Daily Gold - Is The Yellow Metal Ready To Regain Its Luster?
Gold prices consolidated in a tight $60 range over the last three weeks. As I write, April futures are pushing up, just shy of $1600/ounce. Gold's sideways move should be judged against a backdrop of the U.S. dollar, which has rallied 5% in the last six weeks. The fact that gold prices did not experience a further leg lower is supportive of a bullish gold view, in my eyes. I see the dollar going lower, and gold higher, in the near term. The U.S. Dollar Index is testing a key pivot point in the FX market (20-day MA). If this level fails to hold, the dollar could drop to its 50% Fibonacci retracement, taking March futures back down to 81.00. This move would stimulate the gold market, I'd expect.
At current levels, I have advised clients to scale into bullish trade.

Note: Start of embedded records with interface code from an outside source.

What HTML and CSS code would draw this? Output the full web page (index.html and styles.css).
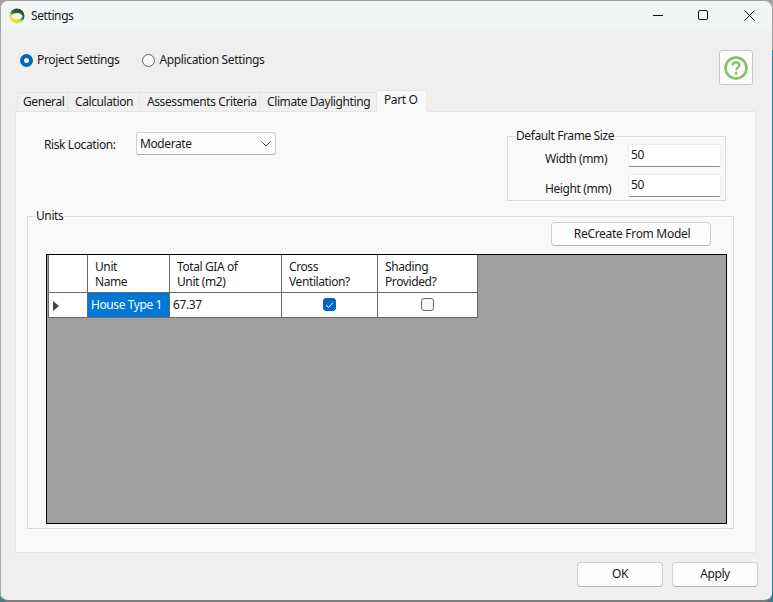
FILE: index.html
```html
<!DOCTYPE html>
<html lang="en">
<head>
<meta charset="utf-8">
<title>Settings</title>
<link rel="stylesheet" href="styles.css">
</head>
<body>
<div class="window">
  <header class="titlebar">
    <svg class="logo" width="16" height="16" viewBox="0 0 16 16">
      <defs>
        <linearGradient id="lg" x1="0.15" y1="0.95" x2="0.7" y2="0.05">
          <stop offset="0" stop-color="#f6f02c"/>
          <stop offset="0.38" stop-color="#d4d838"/>
          <stop offset="0.62" stop-color="#2f6b3c"/>
          <stop offset="1" stop-color="#174a2e"/>
        </linearGradient>
      </defs>
      <circle cx="8" cy="8" r="7.5" fill="url(#lg)"/>
      <ellipse cx="8" cy="8.2" rx="5.4" ry="3.2" fill="#f4f6ee"/>
    </svg>
    <span class="title">Settings</span>
    <div class="controls">
      <svg width="11" height="11" viewBox="0 0 11 11"><path d="M1 5.5H11" stroke="#111" fill="none"/></svg>
      <svg width="11" height="11" viewBox="0 0 11 11"><rect x="0.5" y="0.5" width="9" height="9" rx="1.5" stroke="#111" fill="none"/></svg>
      <svg width="11" height="11" viewBox="0 0 11 11"><path d="M0.5 0.5L10.5 10.5M10.5 0.5L0.5 10.5" stroke="#111" fill="none"/></svg>
    </div>
  </header>
  <main class="body">
    <div class="top">
      <label class="radio"><span class="dot on"></span>Project Settings</label>
      <label class="radio second"><span class="dot"></span>Application Settings</label>
      <button class="help" aria-label="Help">
        <svg width="28" height="28" viewBox="0 0 28 28">
          <circle cx="14" cy="14" r="10.5" fill="none" stroke="#7ec262" stroke-width="2.6"/>
          <path d="M10.6 11.4C10.7 9.4 12.2 8.3 14 8.3C16 8.3 17.4 9.5 17.4 11.2C17.4 13.4 14.2 13.7 14.2 16.2" fill="none" stroke="#7ec262" stroke-width="2.2"/>
          <circle cx="14.2" cy="19.2" r="1.4" fill="#7ec262"/>
        </svg>
      </button>
    </div>
    <nav class="tabs">
      <span class="tab t1">General</span>
      <span class="tab t2">Calculation</span>
      <span class="tab t3">Assessments Criteria</span>
      <span class="tab t4">Climate Daylighting</span>
      <span class="tab active">Part O</span>
    </nav>
    <section class="panel">
      <div class="upper">
        <div class="risk">
          <span class="risk-label">Risk Location:</span>
          <div class="select">
            <span>Moderate</span>
            <svg width="10" height="6" viewBox="0 0 10 6"><path d="M0.5 0.5L5 5L9.5 0.5" stroke="#555" fill="none"/></svg>
          </div>
        </div>
        <fieldset class="frame">
          <legend>Default Frame Size</legend>
          <div class="frow"><span class="flabel">Width (mm)</span><div class="input">50</div></div>
          <div class="frow"><span class="flabel">Height (mm)</span><div class="input">50</div></div>
        </fieldset>
      </div>
      <fieldset class="units">
        <legend>Units</legend>
        <div class="units-bar"><button class="btn recreate">ReCreate From Model</button></div>
        <div class="gridview">
          <div class="grid">
            <div class="cell head"></div>
            <div class="cell head pad8">Unit<br>Name</div>
            <div class="cell head pad8">Total GIA of<br>Unit (m2)</div>
            <div class="cell head pad8">Cross<br>Ventilation?</div>
            <div class="cell head pad8 last">Shading<br>Provided?</div>
            <div class="cell rowhead"><svg width="6" height="10" viewBox="0 0 6 10"><path d="M0 0L6 5L0 10Z" fill="#444"/></svg></div>
            <div class="cell selected">House Type 1</div>
            <div class="cell num">67.37</div>
            <div class="cell check"><span class="box on"><svg width="9" height="8" viewBox="0 0 9 8"><path d="M1 4L3.5 6.5L8 1.5" stroke="#fff" fill="none"/></svg></span></div>
            <div class="cell check last"><span class="box"></span></div>
          </div>
        </div>
      </fieldset>
    </section>
    <footer class="actions">
      <button class="btn action">OK</button>
      <button class="btn action">Apply</button>
    </footer>
  </main>
</div>
</body>
</html>
```

FILE: styles.css
```css
* { box-sizing: border-box; }
html, body { margin: 0; height: 100%; }
body { font: 12px/16px "Noto Sans", sans-serif; letter-spacing: -0.4px; color: #1a1a1a; overflow: hidden; background: linear-gradient(#a3a3a3 50px, #2f7d9c 50px); }
button { font: inherit; letter-spacing: inherit; color: inherit; }

.window {
  width: 772px; height: 602px;
  display: flex; flex-direction: column;
  background: #efefef;
  border-top: 1px solid #9a9a9a;
  border-left: 1px solid #a8a8a8;
  border-bottom: 2px solid #7e7e7e;
  border-radius: 8px;
  overflow: hidden;
}
.titlebar {
  height: 30px; flex: none;
  display: flex; align-items: center;
  padding-left: 8px;
  background: #f2f5f6;
}
.logo { flex: none; margin-top: -1px; }
.title { margin-left: 6px; margin-top: -1px; }
.controls { margin-left: auto; display: flex; gap: 35px; padding-right: 17px; margin-top: -1px; }

.body { flex: 1; display: flex; flex-direction: column; padding: 0 0 0 14px; }

.top { height: 59px; flex: none; width: 741px; display: flex; align-items: flex-start; padding: 19px 3px 0 5px; }
.radio { display: flex; align-items: center; gap: 4px; height: 20px; letter-spacing: -0.35px; }
.second { margin-left: 23px; }
.dot { width: 13px; height: 13px; border-radius: 50%; border: 1px solid #666; background: #f7f7f7; }
.dot.on { border: 4px solid #0067c0; background: #fff; }
.help {
  margin-left: auto; width: 34px; height: 35px; padding: 0;
  display: flex; align-items: center; justify-content: center;
  background: #fdfdfd; border: 1px solid #c9c9c9; border-radius: 3px;
}

.tabs { height: 22px; flex: none; display: flex; align-items: flex-end; padding-left: 2px; position: relative; z-index: 1; margin-bottom: -1px; }
.tab { height: 20px; display: block; padding: 1px 0 0 7px; border: 1px solid #e5e5e5; border-left: 0; background: #f0f0f0; }
.t1 { width: 51px; border-left: 1px solid #e5e5e5; padding-left: 5px; }
.t2 { width: 72px; }
.t3 { width: 120px; }
.t4 { width: 117px; }
.active { width: 50px; height: 22px; background: #f9f9f9; border-bottom-color: #f9f9f9; }

.panel { height: 442px; flex: none; width: 741px; background: #f9f9f9; border: 1px solid #e5e5e5; padding: 0 0 0 11px; }
.upper { height: 96px; display: flex; align-items: flex-start; }
.risk { display: flex; align-items: center; margin: 20px 0 0 17px; }
.risk-label { width: 92px; padding-top: 3px; }
.select {
  width: 140px; height: 23px;
  display: flex; align-items: center; justify-content: space-between;
  padding: 0 4px 0 3px;
  background: #fdfdfd; border: 1px solid #d0d0d0; border-bottom-color: #b0b0b0; border-radius: 3px;
}
.frame {
  margin: 16px 0 0 231px; padding: 0 4px 0 8px; width: 219px; height: 73px;
  border: 1px solid #dcdcdc; min-width: 0;
}
legend { padding: 0 1px; line-height: 16px; margin-left: -1px; }
.frow { display: flex; align-items: center; height: 23px; margin-bottom: 7px; }
.flabel { width: 112px; padding: 7px 0 0 29px; white-space: nowrap; }
.input {
  width: 93px; height: 23px; padding: 1px 2px;
  background: #fff; border: 1px solid #ececec; border-bottom: 1px solid #8a8a8a; border-radius: 2px;
  line-height: 18px;
}

.units { margin: 0; padding: 0 6px 0 18px; width: 707px; height: 321px; border: 1px solid #dcdcdc; min-width: 0; }
.units legend { margin-left: -11px; }
.units-bar { height: 32px; display: flex; justify-content: flex-end; padding: 0 16px 0 0; margin-top: -2px; }
.btn { background: #fdfdfd; border: 1px solid #d0d0d0; border-bottom-color: #b4b4b4; border-radius: 4px; padding: 0; }
.recreate { width: 160px; height: 24px; letter-spacing: -0.3px; padding-left: 2px; }

.gridview { width: 681px; height: 270px; background: #a0a0a0; border: 1px solid #000; padding: 0 0 0 1px; }
.grid { display: grid; grid-template-columns: 39px 82px 112px 96px 100px; grid-template-rows: 38px 25px; width: 429px; background: #fff; border-left: 1px solid #696969; }
.cell { border-right: 1px solid #696969; border-bottom: 1px solid #696969; background: #fff; }
.head { padding: 4px 0 0 0; line-height: 15px; }
.pad8 { padding-left: 7px; }
.rowhead { display: flex; align-items: center; padding: 1px 0 0 4px; }
.selected { background: #0078d7; color: #fff; display: flex; align-items: center; padding-left: 3px; white-space: nowrap; }
.num { display: flex; align-items: center; padding-left: 3px; }
.check { display: flex; align-items: center; justify-content: center; padding-bottom: 1px; }
.box { width: 13px; height: 13px; border: 1px solid #666; border-radius: 3px; background: #f7f7f7; display: flex; align-items: center; justify-content: center; }
.box.on { background: #0067c0; border-color: #0067c0; }

.actions { flex: 1; display: flex; justify-content: flex-end; gap: 9px; padding: 9px 14px 0 0; }
.action { width: 86px; height: 25px; padding-bottom: 1px; }
```
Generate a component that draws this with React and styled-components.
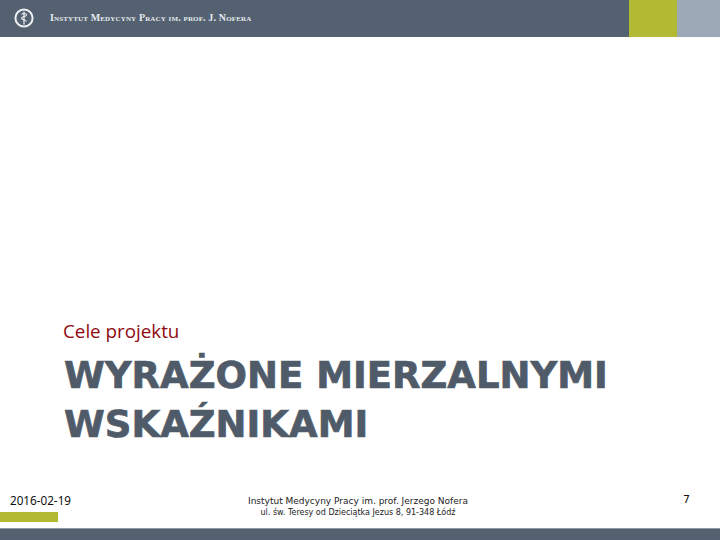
import React from "react";
import styled, { createGlobalStyle } from "styled-components";

const GlobalStyle = createGlobalStyle`
  html, body {
    margin: 0;
    padding: 0;
    background: #fff;
  }
`;

const Slide = styled.div`
  width: 720px;
  height: 540px;
  display: flex;
  flex-direction: column;
  overflow: hidden;
  background: #fff;
`;

const Header = styled.header`
  height: 37px;
  display: flex;
  align-items: stretch;
  background: #536171;
`;

const Brand = styled.div`
  flex: 1;
  display: flex;
  align-items: center;
  padding: 0 0 2px 13px;
  gap: 15px;
`;

const BrandName = styled.span`
  font-family: "Liberation Serif", serif;
  font-weight: bold;
  font-size: 10px;
  font-variant: small-caps;
  letter-spacing: 0.14px;
  color: #e8ebee;
  white-space: nowrap;
`;

const Block = styled.div`
  width: ${(p) => p.$width}px;
  background: ${(p) => p.$color};
`;

const Main = styled.main`
  flex: 1;
  display: flex;
  flex-direction: column;
  justify-content: flex-end;
  padding: 0 0 41px 64px;
`;

const Subtitle = styled.div`
  font-family: "Open Sans", sans-serif;
  font-size: 18.8px;
  line-height: 24px;
  color: #8f0a0f;
  margin-left: -1px;
  margin-bottom: 8px;
`;

const Title = styled.h1`
  margin: 0;
  font-family: "DejaVu Sans", sans-serif;
  font-weight: bold;
  font-size: 37px;
  line-height: 49px;
  color: #505b69;
  -webkit-text-stroke: 0.7px #505b69;
`;

const Footer = styled.footer`
  height: 38px;
  display: grid;
  grid-template-columns: 200px 316px 1fr;
`;

const DateCell = styled.div`
  display: flex;
  flex-direction: column;
  justify-content: space-between;
  height: 32px;
`;

const DateText = styled.div`
  font-family: "Noto Sans", sans-serif;
  font-size: 11.7px;
  line-height: 16px;
  padding: 2px 0 0 10px;
  color: #111;
`;

const LimeBar = styled.div`
  width: 58px;
  height: 10px;
  background: #b2ba33;
`;

const Address = styled.div`
  font-family: "DejaVu Sans", sans-serif;
  text-align: center;
  color: #222;
  padding-top: 5px;
`;

const AddressLine = styled.div`
  font-size: ${(p) => p.$size}px;
  line-height: 12px;
  white-space: nowrap;
`;

const PageNumber = styled.div`
  font-family: "DejaVu Sans", sans-serif;
  font-size: 11px;
  line-height: 16px;
  text-align: right;
  padding: 2px 30px 0 0;
  color: #111;
`;

const BottomBar = styled.div`
  height: 12px;
  background: #536171;
  border-top: 1px solid #8f9aa5;
  box-sizing: border-box;
`;

const Logo = () => (
  <svg width="22" height="22" viewBox="0 0 22 22" fill="none" stroke="#eef0f2">
    <circle cx="11" cy="11" r="8.6" strokeWidth="2" />
    <path d="M11 4.5V17.5" strokeWidth="1.2" />
    <path d="M8.5 7.5c1-1.4 5-1.4 5 .4 0 1.8-5 1.6-5 3.4 0 1.6 5 1.6 5 3.2" strokeWidth="1.1" />
  </svg>
);

const App = () => {
  return (
    <Slide>
      <GlobalStyle />
      <Header>
        <Brand>
          <Logo />
          <BrandName>Instytut Medycyny Pracy im. prof. J. Nofera</BrandName>
        </Brand>
        <Block $width={48} $color="#b2ba33" />
        <Block $width={43} $color="#9aa9b5" />
      </Header>
      <Main>
        <Subtitle>Cele projektu</Subtitle>
        <Title>
          WYRAŻONE MIERZALNYMI
          <br />
          WSKAŹNIKAMI
        </Title>
      </Main>
      <Footer>
        <DateCell>
          <DateText>2016-02-19</DateText>
          <LimeBar />
        </DateCell>
        <Address>
          <AddressLine $size={9}>Instytut Medycyny Pracy im. prof. Jerzego Nofera</AddressLine>
          <AddressLine $size={8}>ul. św. Teresy od Dzieciątka Jezus 8, 91-348 Łódź</AddressLine>
        </Address>
        <PageNumber>7</PageNumber>
      </Footer>
      <BottomBar />
    </Slide>
  );
};

export default App;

Looking at the big picture, gold prices have corrected almost 15% over the last six months. This is not the end of the 12-year bull market, in my eyes, but rather a healthy correction in a long-term trending bull market. As long as prices remain above $1540/ounce, I remain friendly to gold and am advising bullish exposure. Futures have not been below $1,540 on a closing basis since July 2011.
Price penetration above $1620 (the April contract's three-week highs) should lead to a trade back to $1,635 (50-day MA, light blue line). There are numerous ways to position yourself in bullish trade from current levels. I have three ideas:
1) I think traders could sell puts under the market.
2) Gain bullish exposure via the purchase of bull call spreads. (Note: Gold volatility is near a 7-year low, making option purchases more affordable).
3) Buy gold futures and sell out-of-the-money (OTM) calls, 1:1. (Note: With depressed volatility, option sellers won't collect much premium. Don't get greedy.)
Uncle Ben and his cronies get together for some tea at a FOMC meeting next week. I see little action being taken, but maybe the market will stop living in denial and accept that inflation is inevitably in our future. Historically, inflationary environments make metals a great store of value. I do not think this time will be any different.
Risk Disclaimer: The opinions contained herein are for general information only and not tailored to any specific investor's needs or investment goals. Any opinions expressed in this article are as of the date indicated. Trading futures, options, and Forex involves substantial risk of loss and is not suitable for all investors. Past performance is not necessarily indicative of future results.
Disclosure: I have no positions in any stocks mentioned, and no plans to initiate any positions within the next 72 hours. I wrote this article myself, and it expresses my own opinions. I am not receiving compensation for it. I have no business relationship with any company whose stock is mentioned in this article.